Unionized state workers started receiving a 4 percent pay hike Thursday under a deal that former Gov. Eliot Spitzer negotiated. The current contracts expire next April, and the unions said they have no interest in reopening them. Paterson cannot unilaterally rescind the pay hike.
In a later statement, Paterson noted the 4 percent raises, which add about $400 million in payroll expenses, follow a total of 9 percent wage hikes over the past three years for unionized state workers.
“In the past, the leaders of New York’s public employee unions have said that refusing to forgo a 4 percent raise simply represents their effort to uphold the ‘principle’ of not renegotiating past contracts — even if the worst economic crisis since the Great Depression occurs within the contract period,” he said.

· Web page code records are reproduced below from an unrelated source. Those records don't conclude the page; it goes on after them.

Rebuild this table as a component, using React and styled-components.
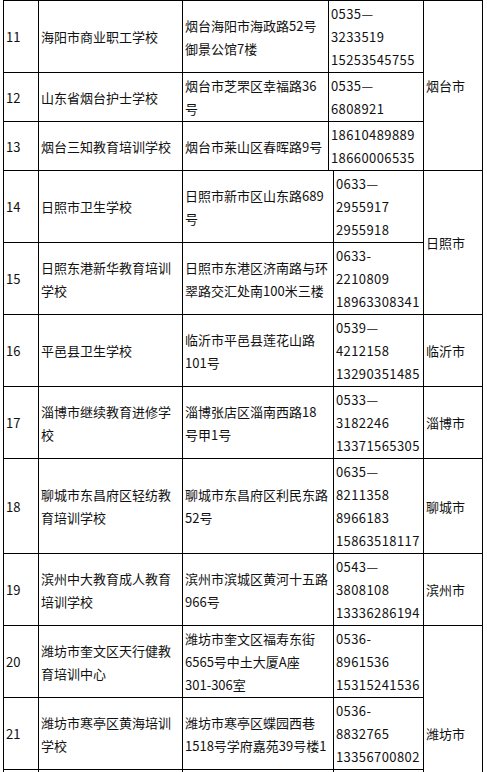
import React from "react";
import styled, { createGlobalStyle } from "styled-components";

const Global = createGlobalStyle`
  html, body {
    margin: 0;
    padding: 0;
    background: #ffffff;
  }
  body {
    font-family: "Noto Sans CJK SC", "Noto Sans", sans-serif;
    color: #111111;
  }
`;

const Page = styled.div`
  padding-left: 3px;
`;

const Section = styled.div`
  display: grid;
  width: 480px;
  box-sizing: border-box;
  grid-template-columns: ${(p) => p.$cols};
  border-left: 1px solid #000;
  border-top: ${(p) => (p.$first ? "1px solid #000" : "none")};
`;

const Cell = styled.div`
  display: flex;
  flex-direction: column;
  justify-content: center;
  box-sizing: border-box;
  padding: 1px 3px 1px 2px;
  border-right: 1px solid #000;
  border-bottom: 1px solid #000;
  font-size: 13px;
  line-height: 23px;
  letter-spacing: ${(p) => (p.$tel ? "0.4px" : "0")};
  white-space: nowrap;
  overflow: hidden;
  grid-row: ${(p) => (p.$span ? `span ${p.$span}` : "auto")};
`;

const Line = styled.span`
  display: block;
`;

const rowsA = [
  {
    n: "11",
    name: ["海阳市商业职工学校"],
    addr: ["烟台海阳市海政路52号", "御景公馆7楼"],
    tel: ["0535—", "3233519", "15253545755"],
    city: { name: "烟台市", span: 3 },
  },
  {
    n: "12",
    name: ["山东省烟台护士学校"],
    addr: ["烟台市芝罘区幸福路36", "号"],
    tel: ["0535—", "6808921"],
  },
  {
    n: "13",
    name: ["烟台三知教育培训学校"],
    addr: ["烟台市莱山区春晖路9号"],
    tel: ["18610489889", "18660006535"],
  },
];

const rowsB = [
  {
    n: "14",
    name: ["日照市卫生学校"],
    addr: ["日照市新市区山东路689", "号"],
    tel: ["0633—", "2955917", "2955918"],
    city: { name: "日照市", span: 2 },
  },
  {
    n: "15",
    name: ["日照东港新华教育培训", "学校"],
    addr: ["日照市东港区济南路与环", "翠路交汇处南100米三楼"],
    tel: ["0633-", "2210809", "18963308341"],
  },
  {
    n: "16",
    name: ["平邑县卫生学校"],
    addr: ["临沂市平邑县莲花山路", "101号"],
    tel: ["0539—", "4212158", "13290351485"],
    city: { name: "临沂市", span: 1 },
  },
  {
    n: "17",
    name: ["淄博市继续教育进修学", "校"],
    addr: ["淄博张店区淄南西路18", "号甲1号"],
    tel: ["0533—", "3182246", "13371565305"],
    city: { name: "淄博市", span: 1 },
  },
  {
    n: "18",
    name: ["聊城市东昌府区轻纺教", "育培训学校"],
    addr: ["聊城市东昌府区利民东路", "52号"],
    tel: ["0635—", "8211358", "8966183", "15863518117"],
    city: { name: "聊城市", span: 1 },
  },
  {
    n: "19",
    name: ["滨州中大教育成人教育", "培训学校"],
    addr: ["滨州市滨城区黄河十五路", "966号"],
    tel: ["0543—", "3808108", "13336286194"],
    city: { name: "滨州市", span: 1 },
  },
  {
    n: "20",
    name: ["潍坊市奎文区天行健教", "育培训中心"],
    addr: ["潍坊市奎文区福寿东街", "6565号中土大厦A座", "301-306室"],
    tel: ["0536-", "8961536", "15315241536"],
    city: { name: "潍坊市", span: 3 },
  },
  {
    n: "21",
    name: ["潍坊市寒亭区黄海培训", "学校"],
    addr: ["潍坊市寒亭区蝶园西巷", "1518号学府嘉苑39号楼1"],
    tel: ["0536-", "8832765", "13356700802"],
  },
  {
    n: "\u00a0",
    name: ["\u00a0"],
    addr: ["\u00a0"],
    tel: ["\u00a0", "\u00a0", "\u00a0"],
  },
];

function Lines({ items }) {
  return items.map((t, i) => <Line key={i}>{t}</Line>);
}

function Rows({ rows }) {
  return rows.map((r, idx) => (
    <React.Fragment key={idx}>
      <Cell>
        <Line>{r.n}</Line>
      </Cell>
      <Cell>
        <Lines items={r.name} />
      </Cell>
      <Cell>
        <Lines items={r.addr} />
      </Cell>
      <Cell $tel>
        <Lines items={r.tel} />
      </Cell>
      {r.city && (
        <Cell $span={r.city.span}>
          <Line>{r.city.name}</Line>
        </Cell>
      )}
    </React.Fragment>
  ));
}

export default function App() {
  return (
    <Page>
      <Global />
      <Section $first $cols="35px 144px 146px 95px 59px">
        <Rows rows={rowsA} />
      </Section>
      <Section $cols="35px 144px 151px 90px 59px">
        <Rows rows={rowsB} />
      </Section>
    </Page>
  );
}
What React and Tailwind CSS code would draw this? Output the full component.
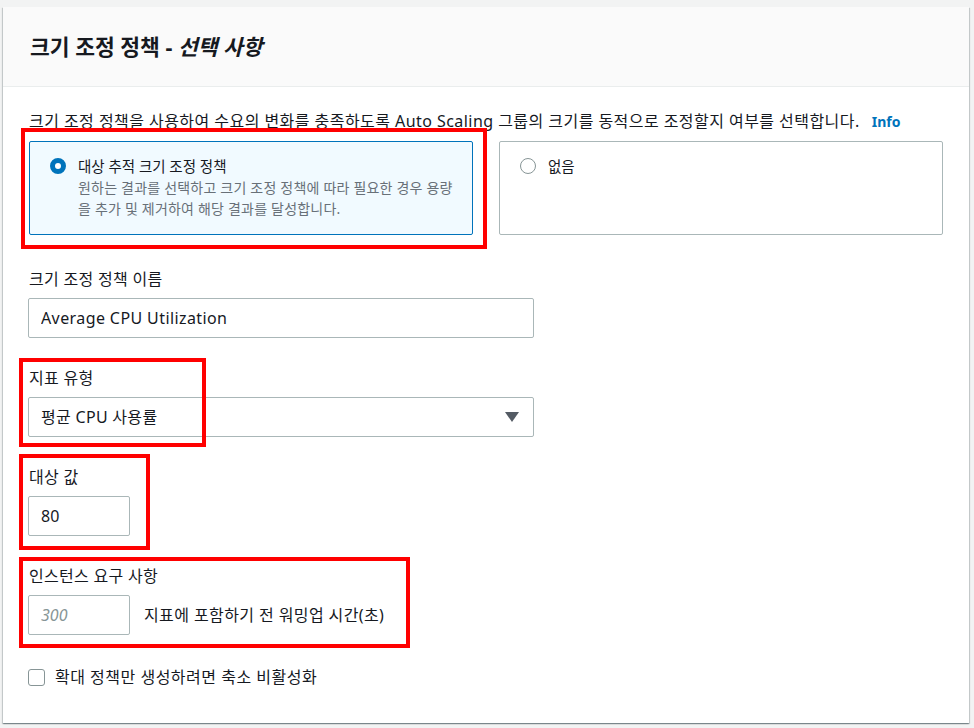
import { useState } from "react";

const FONT = { fontFamily: '"Noto Sans", "Noto Sans CJK KR", sans-serif' };

function Radio({ checked }) {
  return checked ? (
    <span className="w-4 h-4 rounded-full border-[5px] border-[#0073bb] bg-white flex-shrink-0" />
  ) : (
    <span className="w-4 h-4 rounded-full border-[1.5px] border-[#879596] bg-white flex-shrink-0" />
  );
}

function Field({ label, children }) {
  return (
    <div className="flex flex-col gap-2">
      <label className="text-[16px] leading-[22px] tracking-[0.3px] text-[#16191f]">{label}</label>
      {children}
    </div>
  );
}

export default function App() {
  const [policy, setPolicy] = useState("target");
  const [scaleInOff, setScaleInOff] = useState(false);

  return (
    <div className="relative min-h-[728px] bg-[#f2f3f3] pt-[7px] pl-[3px] pr-[5px] pb-[5px]" style={FONT}>
      {/* Card */}
      <div className="bg-white shadow-[0_1px_1px_0_rgba(0,28,36,0.3),1px_1px_1px_0_rgba(0,28,36,0.15),-1px_1px_1px_0_rgba(0,28,36,0.15)]">
        {/* Header */}
        <div className="h-[80px] bg-[#fafafa] border-b border-[#eaeded] flex items-center px-[27px]">
          <h2 className="text-[21.5px] font-bold text-[#16191f] leading-[28px]">
            크기 조정 정책 - <i>선택 사항</i>
          </h2>
        </div>

        {/* Body */}
        <div className="pl-[26px] pr-[26px] pt-[23px] pb-[35px] text-[#16191f]">
          <p className="text-[16px] leading-[22px] tracking-[0.45px]">
            크기 조정 정책을 사용하여 수요의 변화를 충족하도록 Auto Scaling 그룹의 크기를 동적으로 조정할지 여부를 선택합니다.
            <a className="ml-3 text-[14px] font-bold text-[#0073bb] tracking-normal">Info</a>
          </p>

          {/* Tiles */}
          <div className="mt-2 grid grid-cols-2 gap-[26px]">
            <div
              onClick={() => setPolicy("target")}
              className={`h-[94px] cursor-pointer rounded-[2px] border pl-5 pr-2 pt-[13px] ${
                policy === "target" ? "border-[#0073bb] bg-[#f1faff]" : "border-[#aab7b8] bg-white"
              }`}
            >
              <div className="flex items-center gap-3">
                <Radio checked={policy === "target"} />
                <span className="text-[14.5px] leading-[22px]">대상 추적 크기 조정 정책</span>
              </div>
              <p className="ml-7 text-sm leading-[21px] text-[#687078] tracking-[0.2px] whitespace-nowrap">
                원하는 결과를 선택하고 크기 조정 정책에 따라 필요한 경우 용량
                <br />을 추가 및 제거하여 해당 결과를 달성합니다.
              </p>
            </div>
            <div
              onClick={() => setPolicy("none")}
              className={`h-[94px] cursor-pointer rounded-[2px] border pl-5 pr-2 pt-[13px] ${
                policy === "none" ? "border-[#0073bb] bg-[#f1faff]" : "border-[#aab7b8] bg-white"
              }`}
            >
              <div className="flex items-center gap-3">
                <Radio checked={policy === "none"} />
                <span className="text-[14.5px] leading-[22px]">없음</span>
              </div>
            </div>
          </div>

          <div className="mt-[33px] flex flex-col gap-[29px]">
            <Field label="크기 조정 정책 이름">
              <input
                defaultValue="Average CPU Utilization"
                className="w-[506px] h-[40px] -ml-[1px] border border-[#aab7b8] rounded-[2px] px-3 text-[16px] tracking-[0.4px] text-[#16191f] outline-none"
              />
            </Field>

            <Field label="지표 유형">
              <button className="w-[506px] h-[40px] -ml-[1px] border border-[#aab7b8] rounded-[2px] px-3 flex items-center justify-between text-[16px] tracking-[0.3px] text-[#16191f] bg-white">
                <span>평균 CPU 사용률</span>
                <svg width="14" height="10" viewBox="0 0 14 10" className="mr-[2px]">
                  <path d="M0 0 H14 L7 10 Z" fill="#545b64" />
                </svg>
              </button>
            </Field>

            <Field label="대상 값">
              <input
                defaultValue="80"
                className="w-[102px] h-[40px] -ml-[1px] border border-[#aab7b8] rounded-[2px] px-3 text-[16px] text-[#16191f] outline-none"
              />
            </Field>

            <Field label="인스턴스 요구 사항">
              <div className="flex items-center gap-[14px]">
                <input
                  placeholder="300"
                  className="w-[102px] h-[40px] -ml-[1px] border border-[#aab7b8] rounded-[2px] px-3 text-[16px] text-[#16191f] outline-none placeholder:italic placeholder:text-[#879596]"
                />
                <span className="text-[16px] tracking-[0.4px]">지표에 포함하기 전 워밍업 시간(초)</span>
              </div>
            </Field>
          </div>

          <label className="mt-[31px] flex items-center gap-[10px] cursor-pointer">
            <span
              onClick={() => setScaleInOff(!scaleInOff)}
              className={`w-[17px] h-[17px] -ml-[1px] rounded-[3px] border-[1.5px] ${
                scaleInOff ? "border-[#0073bb] bg-[#0073bb]" : "border-[#879596] bg-white"
              }`}
            />
            <span className="text-[16px] leading-[22px] tracking-[0.5px]">확대 정책만 생성하려면 축소 비활성화</span>
          </label>
        </div>
      </div>

      {/* Red annotation boxes */}
      <div className="absolute left-[21px] top-[128px] w-[466px] h-[121px] border-4 border-[#ff0000] pointer-events-none" />
      <div className="absolute left-[19px] top-[358px] w-[187px] h-[89px] border-4 border-[#ff0000] pointer-events-none" />
      <div className="absolute left-[19px] top-[454px] w-[131px] h-[96px] border-4 border-[#ff0000] pointer-events-none" />
      <div className="absolute left-[19px] top-[557px] w-[391px] h-[91px] border-4 border-[#ff0000] pointer-events-none" />
    </div>
  );
}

“To that argument, I would respectfully note that there is a higher principle. Public employees are, above all else, public servants. Our first responsibility is to the taxpayers.”
“I do not believe that, at a time when more than 300,000 of the hardworking New Yorkers who pay our salaries are out of a job, it is fair to continue the status quo with one segment of the work force,” he added.
Paterson’s comments came after a top administration official told The Buffalo News this week that state workers face possible “massive” layoffs early next year when a no-layoff deal Paterson made last year ends.
Paterson made that deal in July in order to get two major unions — the CSEA and the Public Employees Federation— to back his plan for creation of a new pension tier for newly hired workers that will cost state and local governments less. The agreement says Paterson will not lay off, or threaten to lay off, CSEA or PEF workers until after Dec. 31.
The governor said publicly what one of his advisers said privately the other day: The public employee unions are not cooperating with efforts to get state workers to share in the fiscal pain.
Paterson said unions again rejected his call for a five-day deferral in pay, which workers would get back when they left the payroll. “Every time we ask them for something, we’ve been asked for something in return,” he said on WOR Radio.
Paterson praised the state workers but said they have a “real and concrete opportunity to demonstrate they understand the dire nature of this fiscal and economic crisis and that they are willing to become a serious partner in addressing it.”
But Senate Democratic Conference Leader John Sampson of Brooklyn, who has to consider cuts to popular programs like education and health care in an election year, signaled a possible interest in a pay freeze. He called on the governor’s Office of Employee Relations, which negotiates contracts with the unions, to “send a formal notice for bargaining to address the issues concerning our public work force.”
Sampson said that in the past, “unions have been part of the solution.” As he praised public workers, he added, “We welcome them as our partners in giving New Yorkers a fair and responsible budget they can afford.”
Paterson has included $250 million in work-force savings in his 2010 budget plan. The Senate Democrats have put the number at $400 million. But neither has worked out how to achieve those savings.